7.  Diperkirakan sebanyak 15.000 gereja akan dihadapkan pada pilihan tutup atau diadopsi.

Jumlah ini lebih tinggi dibanding dengan penutupan gereja di tahun-tahun sebelumnya. Covid tentu saja mempercepat dan memperburuk tren ini. Sementara isu penutupan adalah kenyataan yang menyedihkan, pilihan untuk diadopsi (kadang-kadang disebut ditanam kembali atau diperoleh) adalah tren yang berkembang dan sehat.

8.  Gereja-gereja yang menolak perubahan akan merosot lebih cepat.

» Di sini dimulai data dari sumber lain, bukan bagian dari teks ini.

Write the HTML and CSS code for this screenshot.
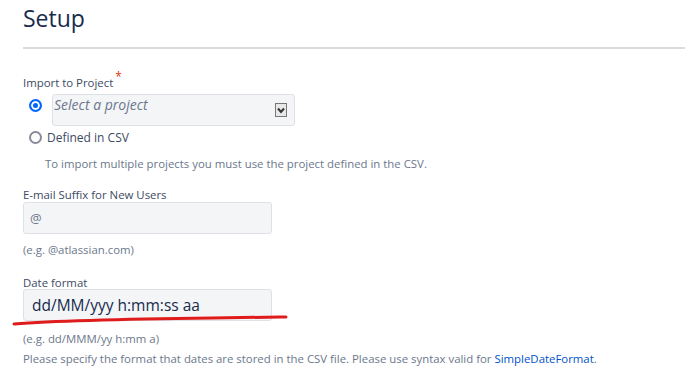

Sulit untuk melakukan perubahan di banyak gereja. Mantra sedih "Kami belum pernah melakukannya sebelumnya" adalah kata-kata kemunduran dan kematian. Penolakan perubahan akan menyebabkan penurunan lebih cepat dibandingkan sebelumnya. Di masa lalu, gereja-gereja ini dapat mengandalkan pertumbuhan sederhana dari budaya Kristen untuk mengimbangi beberapa kehilangan mereka. Kekristenan budaya, bagaimanapun, sudah tidak ada lagi. Begitu juga dengan gereja-gereja yang memegang tradisi masa lalu yang tidak esensial.

9.  Lebih banyak gereja akan berjuang untuk menemukan pendeta.

Kami mendengar tentang gereja tanpa pendeta setiap minggu. Menahan diri adalah hal yang biasa. Gereja-gereja tidak dapat menemukan seorang pendeta yang mereka anggap cocok untuk jemaat mereka. Dari sudut pandang para pendeta, mereka sangat berhati-hati, jika tidak selektif, sebelum pindah ke gereja lain. Jika mereka mendengar gereja telah memecat atau mengusir pendeta, telah terjadi kudeta staf, atau jika gereja memiliki reputasi negatif dan pertengkaran, mereka tidak akan membiarkan diri mereka untuk dipertimbangkan oleh gereja tersebut.

Saat anda membaca sembilan realitas untuk gereja-gereja di tahun 2022 ini, silakanlah baca kembali poin pertama. Di tengah semua tantangan ini, ada banyak harapan. Yang tidak lagi menjadi pilihan adalah jalan tengah “bergereja” seperti biasa.

Gereja akan berfokus pada prioritas yang diberikan Tuhan, atau mereka akan merosot dan mati. Ini adalah prinsipnya.